Apply the changelist and build the toolchain. Then, build your program with the toolchain. You have 2 options for trace collection:

Run the program with GOTRACE=/tmp/trace env var, then all execution will be traced and the trace written to /tmp/trace.
Import net/http/pprof and query /debug/pprof/trace?seconds=5 on the running program. The trace for 5 seconds will be downloaded.

Then, checkout https://github.com/google/trace-viewer which contains trace2html program.

To look at the raw trace run:

$ GOROOT/bin/trace -trace=/tmp/trace.json /your/server/binary /the/trace/you/downloaded

$ trace-viewer/trace2html /tmp/trace.json

then open "/tmp/trace.html" in your browser.

To look at the pre-processed trace, do:

$ PATH=./trace-viewer:$PATH $GOROOT/bin/trace -http=localhost:9876 /your/server/binary /the/trace/you/downloaded

This will open a browser window.
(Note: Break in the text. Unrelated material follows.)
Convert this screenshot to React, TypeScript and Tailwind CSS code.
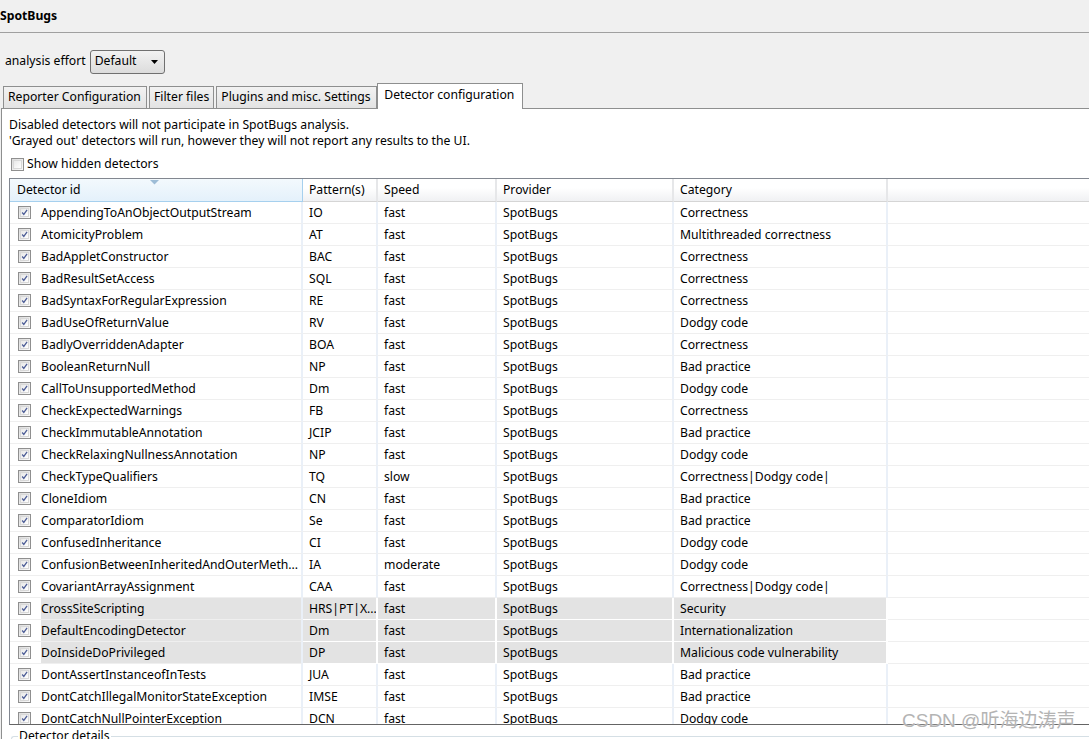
import React from 'react'

type Row = {
  id: string
  pattern: string
  speed: string
  category: string
  grayed?: boolean
}

const rows: Row[] = [
  { id: 'AppendingToAnObjectOutputStream', pattern: 'IO', speed: 'fast', category: 'Correctness' },
  { id: 'AtomicityProblem', pattern: 'AT', speed: 'fast', category: 'Multithreaded correctness' },
  { id: 'BadAppletConstructor', pattern: 'BAC', speed: 'fast', category: 'Correctness' },
  { id: 'BadResultSetAccess', pattern: 'SQL', speed: 'fast', category: 'Correctness' },
  { id: 'BadSyntaxForRegularExpression', pattern: 'RE', speed: 'fast', category: 'Correctness' },
  { id: 'BadUseOfReturnValue', pattern: 'RV', speed: 'fast', category: 'Dodgy code' },
  { id: 'BadlyOverriddenAdapter', pattern: 'BOA', speed: 'fast', category: 'Correctness' },
  { id: 'BooleanReturnNull', pattern: 'NP', speed: 'fast', category: 'Bad practice' },
  { id: 'CallToUnsupportedMethod', pattern: 'Dm', speed: 'fast', category: 'Dodgy code' },
  { id: 'CheckExpectedWarnings', pattern: 'FB', speed: 'fast', category: 'Correctness' },
  { id: 'CheckImmutableAnnotation', pattern: 'JCIP', speed: 'fast', category: 'Bad practice' },
  { id: 'CheckRelaxingNullnessAnnotation', pattern: 'NP', speed: 'fast', category: 'Dodgy code' },
  { id: 'CheckTypeQualifiers', pattern: 'TQ', speed: 'slow', category: 'Correctness|Dodgy code|' },
  { id: 'CloneIdiom', pattern: 'CN', speed: 'fast', category: 'Bad practice' },
  { id: 'ComparatorIdiom', pattern: 'Se', speed: 'fast', category: 'Bad practice' },
  { id: 'ConfusedInheritance', pattern: 'CI', speed: 'fast', category: 'Dodgy code' },
  { id: 'ConfusionBetweenInheritedAndOuterMeth...', pattern: 'IA', speed: 'moderate', category: 'Dodgy code' },
  { id: 'CovariantArrayAssignment', pattern: 'CAA', speed: 'fast', category: 'Correctness|Dodgy code|' },
  { id: 'CrossSiteScripting', pattern: 'HRS|PT|X...', speed: 'fast', category: 'Security', grayed: true },
  { id: 'DefaultEncodingDetector', pattern: 'Dm', speed: 'fast', category: 'Internationalization', grayed: true },
  { id: 'DoInsideDoPrivileged', pattern: 'DP', speed: 'fast', category: 'Malicious code vulnerability', grayed: true },
  { id: 'DontAssertInstanceofInTests', pattern: 'JUA', speed: 'fast', category: 'Bad practice' },
  { id: 'DontCatchIllegalMonitorStateException', pattern: 'IMSE', speed: 'fast', category: 'Bad practice' },
  { id: 'DontCatchNullPointerException', pattern: 'DCN', speed: 'fast', category: 'Dodgy code' },
]

function Check({ checked }: { checked: boolean }) {
  return (
    <span className="flex h-[13px] w-[13px] shrink-0 items-center justify-center border border-[#8f8f8f] bg-gradient-to-br from-[#dcdcdc] to-[#fbfbfb]">
      <span className="flex h-[9px] w-[9px] items-center justify-center border border-[#d8d8d8] bg-gradient-to-br from-[#e8e8e8] to-white">
        {checked && (
          <svg width="9" height="9" viewBox="0 0 9 9" className="-mt-px">
            <path d="M1.5 4.5 L3.6 7 L7.8 1" fill="none" stroke="#4c5c96" strokeWidth="1.6" />
          </svg>
        )}
      </span>
    </span>
  )
}

const cols = 'grid grid-cols-[293px_75px_119px_177px_214px_1fr]'

function HeaderCell({ children, sorted }: { children: React.ReactNode; sorted?: boolean }) {
  if (sorted) {
    return (
      <div className="relative flex h-[23px] items-center border-r border-b border-[#a6d0ee] bg-gradient-to-b from-[#f3f9fd] to-[#e4f1fb] pl-[7px]">
        {children}
        <svg className="absolute left-[140px] top-[1px]" width="9" height="5" viewBox="0 0 9 5">
          <path d="M0 0 H9 L4.5 4.5 Z" fill="#9dbcd6" />
        </svg>
      </div>
    )
  }
  return (
    <div className="flex h-[23px] items-center border-r-2 border-b border-r-[#e6e7e9] border-b-[#d5d5d5] bg-gradient-to-b from-white from-40% to-[#f0f1f3] pl-[6px]">
      {children}
    </div>
  )
}

function Cell({ children, grayed, first }: { children?: React.ReactNode; grayed?: boolean; first?: boolean }) {
  return (
    <div
      className={`flex h-[22px] items-center overflow-hidden whitespace-nowrap border-r-2 border-b border-r-[#eaf0f8] border-b-[#efefef] ${
        first ? 'pl-[8px]' : 'pl-[6px]'
      } ${grayed && !first ? 'bg-[#e3e3e3] border-r-white border-b-white' : ''}`}
    >
      {children}
    </div>
  )
}

const tab =
  'flex h-[22px] shrink-0 items-center whitespace-nowrap border border-b-0 border-[#8e8f8f] bg-gradient-to-b from-[#f2f2f2] to-[#e3e3e3]'

export default function App() {
  return (
    <div className="relative h-[739px] w-[1089px] overflow-hidden bg-[#f0f0f0] font-['Noto_Sans','Noto_Sans_CJK_SC',sans-serif] text-[12.2px] text-black">
      <div className="flex h-[33px] items-center border-b border-[#a0a0a0] font-bold">SpotBugs</div>

      <div className="flex h-[52px] items-center gap-[4px] pl-[5px] pt-[5px]">
        <span>analysis effort</span>
        <div className="flex h-[24px] w-[75px] items-center justify-between rounded-[3px] border border-[#707070] bg-gradient-to-b from-[#f2f2f2] to-[#dcdcdc] pl-[4px] pr-[6px]">
          <span>Default</span>
          <svg width="7" height="4" viewBox="0 0 7 4">
            <path d="M0 0 H7 L3.5 4 Z" fill="#000" />
          </svg>
        </div>
      </div>

      <div className="flex h-[23px] items-end pl-[3px]">
        <div className={`${tab} w-[144px] px-[4px]`}>Reporter Configuration</div>
        <div className={`${tab} ml-[2px] px-[4px]`}>Filter files</div>
        <div className={`${tab} ml-[2px] w-[161px] px-[4px]`}>Plugins and misc. Settings</div>
        <div className="relative -mb-px flex h-[26px] w-[146px] shrink-0 items-center whitespace-nowrap border border-b-0 border-[#8e8f8f] bg-white px-[6px] pb-[3px]">
          Detector configuration
        </div>
      </div>

      <div className="ml-[1px] h-[631px] border-t border-l border-[#8e8f8f] bg-white pl-[7px] pt-[8px]">
        <div className="leading-[16px]">Disabled detectors will not participate in SpotBugs analysis.</div>
        <div className="leading-[16px]">'Grayed out' detectors will run, however they will not report any results to the UI.</div>
        <div className="mt-[6px] flex items-center gap-[3px] pl-[2px]">
          <Check checked={false} />
          <span>Show hidden detectors</span>
        </div>

        <div className="mt-[5px] h-[547px] overflow-hidden border-t border-l border-b border-t-[#828790] border-l-[#828790] border-b-[#646464] bg-white">
          <div className={cols}>
            <HeaderCell sorted>Detector id</HeaderCell>
            <HeaderCell>Pattern(s)</HeaderCell>
            <HeaderCell>Speed</HeaderCell>
            <HeaderCell>Provider</HeaderCell>
            <HeaderCell>Category</HeaderCell>
            <div className="h-[23px] border-b border-[#d5d5d5] bg-gradient-to-b from-white from-40% to-[#f0f1f3]" />
          </div>
          {rows.map((r) => (
            <div key={r.id} className={cols}>
              <Cell first>
                <Check checked />
                <span className={`ml-[10px] flex h-full flex-1 items-center ${r.grayed ? 'bg-[#e3e3e3]' : ''}`}>
                  {r.id}
                </span>
              </Cell>
              <Cell grayed={r.grayed}>{r.pattern}</Cell>
              <Cell grayed={r.grayed}>{r.speed}</Cell>
              <Cell grayed={r.grayed}>SpotBugs</Cell>
              <Cell grayed={r.grayed}>{r.category}</Cell>
              <div className="h-[22px] border-b border-[#efefef]" />
            </div>
          ))}
        </div>

        <div className="relative mt-[11px] ml-[2px] h-[20px] rounded-tl-[3px] border-t border-l border-[#d5dfe5]">
          <span className="absolute -top-[9px] left-[6px] bg-white px-[1px] leading-[16px]">Detector details</span>
        </div>
      </div>

      <div className="absolute left-[902px] top-[707px] font-['Liberation_Sans','Noto_Sans_CJK_SC',sans-serif] text-[19px] text-[#b4b4b4] [text-shadow:0_0_2px_#fff]">
        CSDN @听海边涛声
      </div>
    </div>
  )
}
The page will contain several links:

Goroutines - list of goroutines

IO - stacks where the program blocks on IO

Blocking - stacks where the program blocks on sync primitives and channels

Syscalls - blocking syscalls

Click "Goroutines", then choose an interesting goroutine type (hopefully near top). You will see a list of goroutines with a bunch of characteristics (total time, execution time, blocking time, etc). Then click on various goroutine ids to look at the trace for that particular goroutine -- the goroutine itself will be in the first raw. If you are not familiar with chrome trace viewer, click ? button in the top-right corner.

Note: timestamps are currently off by 1000 in the trace viewer, that is 1 second is actually 1 millisecond.

Here you can download an example of the visualized HTML trace file (6.2MB) to play with locally.